Para o Procurador de Justiça, a imunidade parlamentar, prevista no artigo 53 da Constituição, não protege Bolsonaro nesse caso. “A imunidade parlamentar tem origem em uma proteção que a legislação dá a fim de que o parlamentar possa fazer a defesa das suas propostas legislativas, mas não para estabelecer um salvo-conduto para a prática de crimes”, afirma Sotto Maior Neto. “A manifestação dele não teve vínculo algum com a atividade parlamentar”, completa.

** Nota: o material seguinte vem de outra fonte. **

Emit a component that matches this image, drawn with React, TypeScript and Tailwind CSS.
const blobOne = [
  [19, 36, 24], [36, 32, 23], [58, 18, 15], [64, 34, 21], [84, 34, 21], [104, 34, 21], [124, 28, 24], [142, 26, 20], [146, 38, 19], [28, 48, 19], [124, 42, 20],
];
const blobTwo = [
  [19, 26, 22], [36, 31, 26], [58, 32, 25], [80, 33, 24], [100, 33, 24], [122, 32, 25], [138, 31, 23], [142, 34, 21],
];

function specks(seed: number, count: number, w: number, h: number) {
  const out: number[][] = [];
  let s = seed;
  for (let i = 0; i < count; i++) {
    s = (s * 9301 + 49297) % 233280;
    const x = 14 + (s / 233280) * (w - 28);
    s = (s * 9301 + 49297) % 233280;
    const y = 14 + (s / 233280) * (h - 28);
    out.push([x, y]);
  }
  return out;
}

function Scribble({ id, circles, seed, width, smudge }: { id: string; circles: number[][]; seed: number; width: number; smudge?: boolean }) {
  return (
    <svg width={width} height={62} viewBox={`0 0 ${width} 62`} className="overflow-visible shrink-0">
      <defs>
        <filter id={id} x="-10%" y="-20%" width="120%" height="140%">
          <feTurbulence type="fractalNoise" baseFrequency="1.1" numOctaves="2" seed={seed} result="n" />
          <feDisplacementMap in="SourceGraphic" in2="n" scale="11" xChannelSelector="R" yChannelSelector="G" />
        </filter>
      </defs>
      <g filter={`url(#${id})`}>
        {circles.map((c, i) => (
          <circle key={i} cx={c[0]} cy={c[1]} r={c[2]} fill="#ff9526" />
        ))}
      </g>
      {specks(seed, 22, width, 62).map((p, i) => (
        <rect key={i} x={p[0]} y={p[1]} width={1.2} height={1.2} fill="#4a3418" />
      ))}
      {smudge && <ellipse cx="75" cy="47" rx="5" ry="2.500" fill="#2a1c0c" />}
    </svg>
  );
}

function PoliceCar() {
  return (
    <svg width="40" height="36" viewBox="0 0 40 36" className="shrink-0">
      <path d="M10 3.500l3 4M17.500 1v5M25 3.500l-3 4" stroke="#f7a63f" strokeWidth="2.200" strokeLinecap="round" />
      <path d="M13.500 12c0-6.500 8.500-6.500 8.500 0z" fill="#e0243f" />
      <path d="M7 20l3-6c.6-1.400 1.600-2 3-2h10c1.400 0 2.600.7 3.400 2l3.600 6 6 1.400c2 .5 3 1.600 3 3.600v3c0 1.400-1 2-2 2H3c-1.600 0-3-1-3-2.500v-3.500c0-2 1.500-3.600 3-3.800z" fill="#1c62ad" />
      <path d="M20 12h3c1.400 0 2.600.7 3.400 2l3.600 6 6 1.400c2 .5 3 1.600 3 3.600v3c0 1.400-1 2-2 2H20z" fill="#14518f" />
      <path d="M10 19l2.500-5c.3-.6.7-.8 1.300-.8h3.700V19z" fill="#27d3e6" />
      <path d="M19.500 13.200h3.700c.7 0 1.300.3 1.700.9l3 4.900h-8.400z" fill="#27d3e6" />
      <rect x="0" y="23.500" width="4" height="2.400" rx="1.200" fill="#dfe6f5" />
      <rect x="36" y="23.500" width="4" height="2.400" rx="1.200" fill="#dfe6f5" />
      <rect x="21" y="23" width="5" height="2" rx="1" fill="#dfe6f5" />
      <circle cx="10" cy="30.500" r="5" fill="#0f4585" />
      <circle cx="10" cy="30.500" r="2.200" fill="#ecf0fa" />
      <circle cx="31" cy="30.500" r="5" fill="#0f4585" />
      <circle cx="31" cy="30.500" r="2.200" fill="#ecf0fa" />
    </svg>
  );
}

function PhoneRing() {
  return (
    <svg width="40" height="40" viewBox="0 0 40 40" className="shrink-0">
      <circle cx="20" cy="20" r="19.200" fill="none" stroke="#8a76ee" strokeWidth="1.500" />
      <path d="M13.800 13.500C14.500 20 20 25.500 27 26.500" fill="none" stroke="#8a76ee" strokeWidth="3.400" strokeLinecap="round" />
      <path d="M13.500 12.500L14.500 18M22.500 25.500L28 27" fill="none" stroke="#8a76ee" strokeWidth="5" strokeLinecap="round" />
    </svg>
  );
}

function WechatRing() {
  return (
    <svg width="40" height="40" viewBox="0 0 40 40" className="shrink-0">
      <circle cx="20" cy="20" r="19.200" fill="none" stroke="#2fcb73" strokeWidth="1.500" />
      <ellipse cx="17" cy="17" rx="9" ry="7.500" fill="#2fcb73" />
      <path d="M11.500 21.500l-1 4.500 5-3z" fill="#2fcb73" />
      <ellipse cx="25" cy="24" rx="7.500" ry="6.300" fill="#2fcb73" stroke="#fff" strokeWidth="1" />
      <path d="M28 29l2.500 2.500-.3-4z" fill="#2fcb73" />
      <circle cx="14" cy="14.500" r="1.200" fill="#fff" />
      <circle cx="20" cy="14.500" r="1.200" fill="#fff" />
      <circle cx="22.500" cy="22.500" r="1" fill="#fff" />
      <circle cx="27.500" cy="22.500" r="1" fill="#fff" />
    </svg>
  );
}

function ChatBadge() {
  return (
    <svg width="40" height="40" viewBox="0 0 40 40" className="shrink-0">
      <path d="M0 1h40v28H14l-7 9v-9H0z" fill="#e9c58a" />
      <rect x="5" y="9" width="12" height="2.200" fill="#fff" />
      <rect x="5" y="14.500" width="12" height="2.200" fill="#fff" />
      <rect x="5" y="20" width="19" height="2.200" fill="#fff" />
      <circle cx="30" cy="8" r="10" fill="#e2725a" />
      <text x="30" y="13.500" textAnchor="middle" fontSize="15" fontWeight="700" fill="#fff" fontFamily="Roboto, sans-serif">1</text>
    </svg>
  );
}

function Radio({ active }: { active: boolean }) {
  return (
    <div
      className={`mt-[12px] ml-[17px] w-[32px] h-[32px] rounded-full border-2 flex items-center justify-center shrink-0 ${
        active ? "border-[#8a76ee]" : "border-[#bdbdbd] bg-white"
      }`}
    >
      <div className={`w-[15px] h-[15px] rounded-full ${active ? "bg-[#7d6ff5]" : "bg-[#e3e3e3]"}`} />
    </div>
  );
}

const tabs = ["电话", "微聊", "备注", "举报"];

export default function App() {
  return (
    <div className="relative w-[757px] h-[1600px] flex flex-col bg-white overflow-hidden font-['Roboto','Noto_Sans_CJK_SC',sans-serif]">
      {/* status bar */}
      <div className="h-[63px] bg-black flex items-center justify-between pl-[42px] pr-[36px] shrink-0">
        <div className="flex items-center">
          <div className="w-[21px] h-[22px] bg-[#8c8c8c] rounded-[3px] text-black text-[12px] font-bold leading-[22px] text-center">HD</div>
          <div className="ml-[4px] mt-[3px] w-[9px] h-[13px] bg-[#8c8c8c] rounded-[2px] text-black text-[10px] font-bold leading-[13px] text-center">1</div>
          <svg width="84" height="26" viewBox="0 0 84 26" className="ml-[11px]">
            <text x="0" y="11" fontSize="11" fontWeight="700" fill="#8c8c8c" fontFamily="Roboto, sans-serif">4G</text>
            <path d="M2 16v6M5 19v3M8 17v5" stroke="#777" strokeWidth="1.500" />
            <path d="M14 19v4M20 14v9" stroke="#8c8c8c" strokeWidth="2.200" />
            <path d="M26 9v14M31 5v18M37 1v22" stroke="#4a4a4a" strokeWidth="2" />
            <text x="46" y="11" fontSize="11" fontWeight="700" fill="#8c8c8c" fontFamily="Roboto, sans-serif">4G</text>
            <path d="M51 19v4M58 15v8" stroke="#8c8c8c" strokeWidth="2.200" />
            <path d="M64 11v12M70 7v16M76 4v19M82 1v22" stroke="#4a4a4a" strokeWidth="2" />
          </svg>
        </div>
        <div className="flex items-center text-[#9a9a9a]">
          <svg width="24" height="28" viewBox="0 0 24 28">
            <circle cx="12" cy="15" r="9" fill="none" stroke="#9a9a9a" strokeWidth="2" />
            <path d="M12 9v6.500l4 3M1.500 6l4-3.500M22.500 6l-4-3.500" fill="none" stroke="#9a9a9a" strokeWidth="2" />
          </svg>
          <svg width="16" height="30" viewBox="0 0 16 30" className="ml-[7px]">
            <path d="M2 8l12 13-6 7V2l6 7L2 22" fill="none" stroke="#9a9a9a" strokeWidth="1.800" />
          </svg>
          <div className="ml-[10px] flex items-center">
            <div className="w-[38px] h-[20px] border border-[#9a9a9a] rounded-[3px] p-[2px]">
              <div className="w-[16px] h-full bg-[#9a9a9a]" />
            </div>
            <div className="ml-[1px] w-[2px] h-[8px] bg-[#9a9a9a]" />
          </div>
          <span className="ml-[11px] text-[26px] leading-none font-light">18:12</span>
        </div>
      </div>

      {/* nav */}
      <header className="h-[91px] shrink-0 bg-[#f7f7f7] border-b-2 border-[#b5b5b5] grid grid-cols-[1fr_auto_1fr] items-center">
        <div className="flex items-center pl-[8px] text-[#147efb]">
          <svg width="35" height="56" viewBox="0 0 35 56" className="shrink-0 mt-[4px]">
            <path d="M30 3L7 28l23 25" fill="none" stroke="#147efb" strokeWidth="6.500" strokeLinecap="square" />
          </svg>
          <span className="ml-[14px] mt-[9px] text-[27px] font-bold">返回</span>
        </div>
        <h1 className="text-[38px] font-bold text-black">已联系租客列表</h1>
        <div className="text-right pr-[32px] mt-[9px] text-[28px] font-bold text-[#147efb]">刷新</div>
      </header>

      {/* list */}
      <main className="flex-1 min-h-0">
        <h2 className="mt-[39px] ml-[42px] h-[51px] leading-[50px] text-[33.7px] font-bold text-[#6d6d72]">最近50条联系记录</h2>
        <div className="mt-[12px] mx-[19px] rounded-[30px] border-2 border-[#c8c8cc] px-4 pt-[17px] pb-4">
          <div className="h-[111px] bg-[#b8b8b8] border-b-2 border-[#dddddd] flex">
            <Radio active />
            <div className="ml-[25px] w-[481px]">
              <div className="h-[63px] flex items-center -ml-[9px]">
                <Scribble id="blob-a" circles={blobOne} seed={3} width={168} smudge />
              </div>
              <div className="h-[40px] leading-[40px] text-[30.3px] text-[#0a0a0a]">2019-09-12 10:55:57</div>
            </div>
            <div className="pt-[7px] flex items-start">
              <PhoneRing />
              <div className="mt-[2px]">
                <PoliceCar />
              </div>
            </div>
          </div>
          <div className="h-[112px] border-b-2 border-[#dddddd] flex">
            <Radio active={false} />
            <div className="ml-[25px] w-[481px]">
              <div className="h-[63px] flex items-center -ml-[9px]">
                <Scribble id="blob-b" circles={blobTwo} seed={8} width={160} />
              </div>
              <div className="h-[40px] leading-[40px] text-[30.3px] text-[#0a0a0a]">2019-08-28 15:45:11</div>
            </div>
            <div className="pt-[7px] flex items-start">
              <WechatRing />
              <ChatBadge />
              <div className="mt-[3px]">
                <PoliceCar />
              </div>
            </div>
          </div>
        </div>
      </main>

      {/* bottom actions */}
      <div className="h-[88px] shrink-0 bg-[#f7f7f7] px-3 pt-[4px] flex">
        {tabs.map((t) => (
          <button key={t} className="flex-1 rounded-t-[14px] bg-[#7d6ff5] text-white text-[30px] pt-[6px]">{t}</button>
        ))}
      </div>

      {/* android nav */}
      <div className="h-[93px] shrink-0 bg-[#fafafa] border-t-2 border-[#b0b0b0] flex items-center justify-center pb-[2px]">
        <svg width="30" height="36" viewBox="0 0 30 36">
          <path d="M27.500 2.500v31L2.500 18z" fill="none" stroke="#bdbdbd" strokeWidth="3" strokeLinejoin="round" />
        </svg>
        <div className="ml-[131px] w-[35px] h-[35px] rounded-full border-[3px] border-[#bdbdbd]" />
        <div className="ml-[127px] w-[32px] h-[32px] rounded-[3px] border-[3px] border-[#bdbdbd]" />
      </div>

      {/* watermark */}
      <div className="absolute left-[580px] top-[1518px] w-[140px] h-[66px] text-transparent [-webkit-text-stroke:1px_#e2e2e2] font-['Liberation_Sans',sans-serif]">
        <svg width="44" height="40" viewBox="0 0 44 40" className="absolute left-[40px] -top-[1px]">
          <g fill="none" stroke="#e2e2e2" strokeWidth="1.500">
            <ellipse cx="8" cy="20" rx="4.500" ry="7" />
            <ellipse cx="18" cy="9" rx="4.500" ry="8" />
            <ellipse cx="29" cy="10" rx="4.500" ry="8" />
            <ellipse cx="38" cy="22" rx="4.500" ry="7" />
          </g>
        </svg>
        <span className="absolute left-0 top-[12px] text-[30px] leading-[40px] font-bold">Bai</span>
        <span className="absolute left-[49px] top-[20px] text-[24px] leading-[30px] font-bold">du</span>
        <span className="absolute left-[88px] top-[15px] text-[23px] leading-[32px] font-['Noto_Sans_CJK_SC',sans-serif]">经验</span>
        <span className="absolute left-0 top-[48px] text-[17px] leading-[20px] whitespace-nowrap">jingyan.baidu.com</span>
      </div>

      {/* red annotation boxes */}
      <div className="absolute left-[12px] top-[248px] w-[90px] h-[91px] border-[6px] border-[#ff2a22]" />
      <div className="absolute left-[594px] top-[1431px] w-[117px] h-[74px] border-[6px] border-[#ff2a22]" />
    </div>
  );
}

O advogado Daniel Falcão, professor da USP e do Instituto Brasiliense de Direito Público, concorda com o Procurador paranaense. “A imunidade protege o parlamentar por suas opiniões políticas. Ele pode criticar o fato de haver quilombos, mas dizer que um quilombola deve ser pesado em arrobas ultrapassa o limite”, afirma. O advogado destaca ainda que não há uma decisão definitiva do Supremo Tribunal Federal (STF) sobre a extensão da imunidade parlamentar. O fato de a primeira turma do STF ter aceitado uma denúncia contra Bolsonaro por incitação ao crime de estupro, em junho de 2016, abriu a possibilidade de discussão, que deverá ocorrer durante o julgamento. “O STF era muito conservador nessa matéria, mas deu um indicativo de que pode mudar seu posicionamento”, diz Falcão.

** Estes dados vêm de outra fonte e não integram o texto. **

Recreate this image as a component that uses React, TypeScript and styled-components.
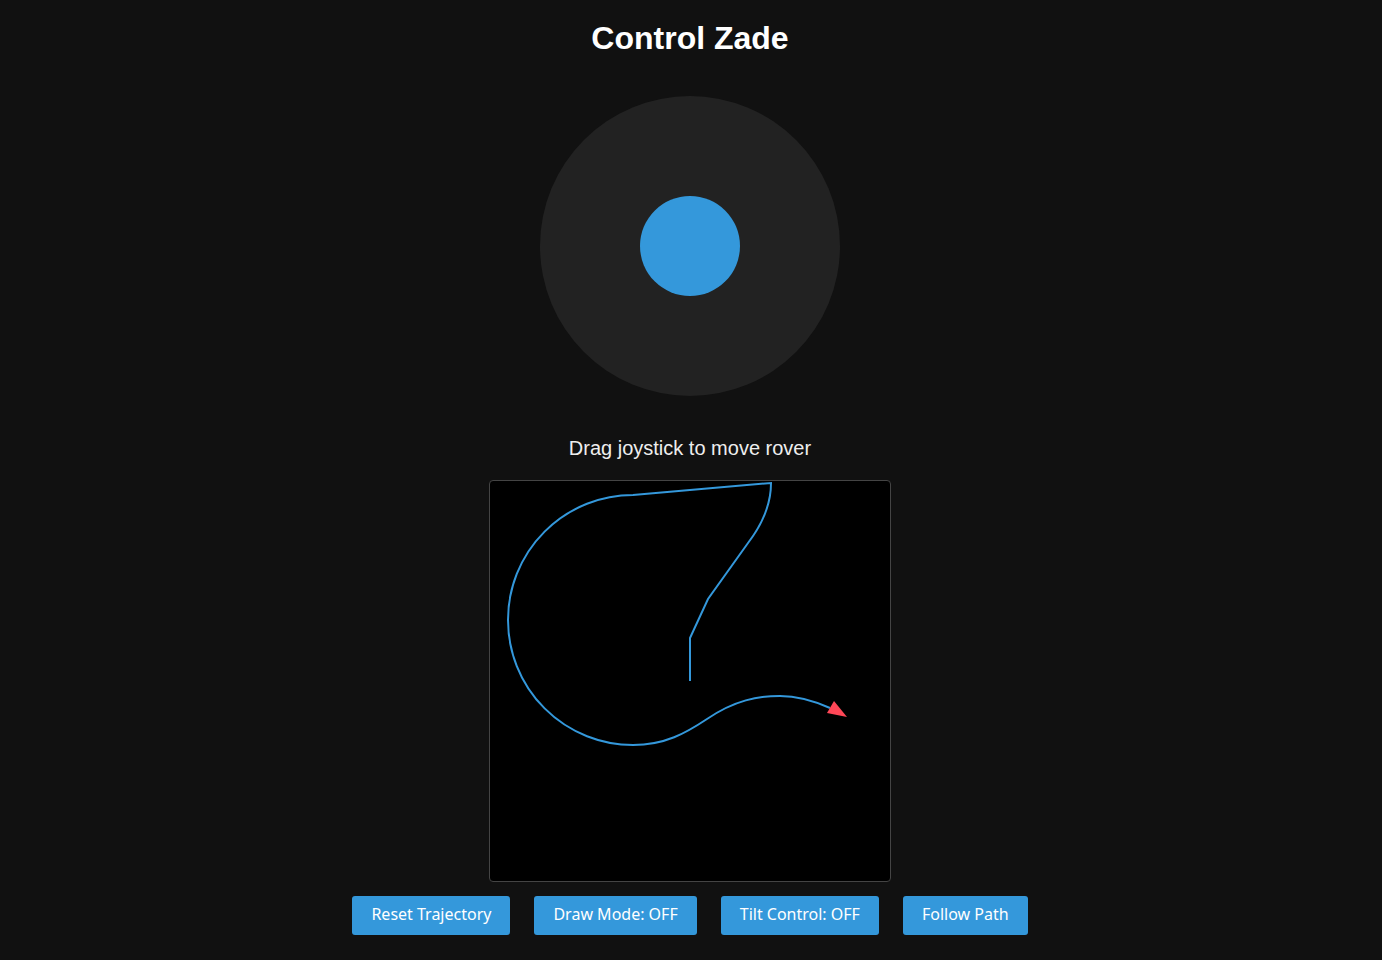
import styled, { createGlobalStyle } from "styled-components"

const GlobalStyle = createGlobalStyle`
  body {
    margin: 0;
    background: #111;
    color: #fff;
    font-family: "Liberation Sans", Arial, sans-serif;
  }
`

const buttons = ["Reset Trajectory", "Draw Mode: OFF", "Tilt Control: OFF", "Follow Path"]

export default function App() {
  return (
    <Page>
      <GlobalStyle />
      <Title>Control Zade</Title>
      <JoystickBase>
        <Knob />
      </JoystickBase>
      <Hint>Drag joystick to move rover</Hint>
      <Canvas>
        <svg width="400" height="400" viewBox="0 0 400 400">
          <path
            d="M200 200 L200 157 L218 118 L258 62 Q281 32 281 2 L143 14 A125 125 0 0 0 143 264 C175 264 196 252 217 238 C245 219 268 215 290 215 C308 215 322 219 340 227"
            fill="none"
            stroke="#3498db"
            strokeWidth="2"
          />
          <polygon points="337,232 344,220 357,236" fill="#ff4757" />
        </svg>
      </Canvas>
      <Controls>
        {buttons.map((b) => (
          <Button key={b}>{b}</Button>
        ))}
      </Controls>
    </Page>
  )
}

const Page = styled.div`
  display: flex;
  flex-direction: column;
  align-items: center;
  padding-top: 20px;
  padding-right: 2px;
`

const Title = styled.h1`
  margin: 0;
  font-size: 32px;
  line-height: 37px;
  font-weight: bold;
`

const JoystickBase = styled.div`
  width: 300px;
  height: 300px;
  margin-top: 39px;
  border-radius: 50%;
  background: #222;
  display: flex;
  align-items: center;
  justify-content: center;
`

const Knob = styled.div`
  width: 100px;
  height: 100px;
  border-radius: 50%;
  background: #3498db;
`

const Hint = styled.p`
  margin: 41px 0 0;
  font-size: 20px;
  line-height: 23px;
  color: #eee;
`

const Canvas = styled.div`
  margin-top: 20px;
  width: 400px;
  height: 400px;
  background: #000;
  border: 1px solid #444;
  border-radius: 4px;
  overflow: hidden;
  svg {
    display: block;
  }
`

const Controls = styled.div`
  display: flex;
  gap: 24px;
  margin-top: 14px;
`

const Button = styled.button`
  height: 39px;
  padding: 0 19px 3px;
  border: none;
  border-radius: 3px;
  background: #3498db;
  color: #fff;
  font-family: "Noto Sans", sans-serif;
  font-size: 16px;
  cursor: pointer;
`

O advogado Taiguara Fernandes de Sousa, entretanto, não vê crime na conduta de Jair Bolsonaro. Sousa lembra que o Superior Tribunal de Justiça (STJ) tem o entendimento de que, para haver a configuração do crime previsto no artigo 20 da Lei 7716/1989, deve haver uma intenção específica de induzir a discriminação em virtude de raça ou etnia. “A cor da pele não é mencionada sequer como direção da argumentação. Nem há crítica específica a etnia. A crítica se referiu, unicamente, aos quilombolas, no contexto do que o deputado falava sobre a demarcação de terras indígenas e quilombolas”, afirma Sousa. O advogado lembra ainda que o STJ julgou um caso muito parecido, em que absolveu um réu acusado de racismo por ter se manifestado contra os indígenas em um programa de televisão, no contexto de um conflito em demarcação de terras. O tribunal entendeu que, na ocasião, não havia intenção de discriminar a totalidade dos indígenas.
Liberdade de Expressão
Para além da imunidade parlamentar, o caso levanta questões mais amplas sobre liberdade de expressão. Leonardo Rosa, professor da Universidade Federal de Lavras (UFLA) e doutorando em Direito pela USP, fez seu mestrado sobre liberdade de expressão. Rosa afirma que a proteção constitucional da liberdade de expressão é um instrumento de bloqueio da autoridade do Estado sobre a vida dos cidadãos. Assim, nem toda manifestação racista pode ser punida pela autoridade do Estado. “É claro que é moralmente problemático, e até execrável, falar algo como o que ele [Bolsonaro] falou. Mas a pergunta é se o Estado tem a autoridade para impor aos indivíduos que eles não falem coisas erradas e preconceituosas”, afirma.
Para o professor, a proteção constitucional da liberdade de expressão exige que se faça a diferença entre dizer algo racista e praticar racismo. “As pessoas tratam o racismo que é proibido pela Constituição e vedado pela Lei de Racismo como incluindo manifestações que têm conteúdo racista”, diz. Para Rosa, porém, a lei deve ser interpretada de acordo com a Constituição, o que exige que se leve em conta a distinção entre dizer algo racista e praticar racismo. “Isso não significa que o Bolsonaro possa fazer o que quiser, é claro que há coisas que são práticas de racismo, mas esses comentários não parecem ser adequadamente descritos como crimes de racismo”, ressalva.
Rosa considera que a questão de fundo na proteção consagrada à liberdade de expressão é o que se deve fazer com aqueles que pensam contrariamente aos valores inscritos na própria Constituição. O questionamento do professor da UFLA é se a Constituição, mesmo condenando atos de racismo, impede que alguém expresse opiniões racistas. “Viola a Constituição pensar de maneira diferente da Constituição?”, pergunta, resumindo o debate.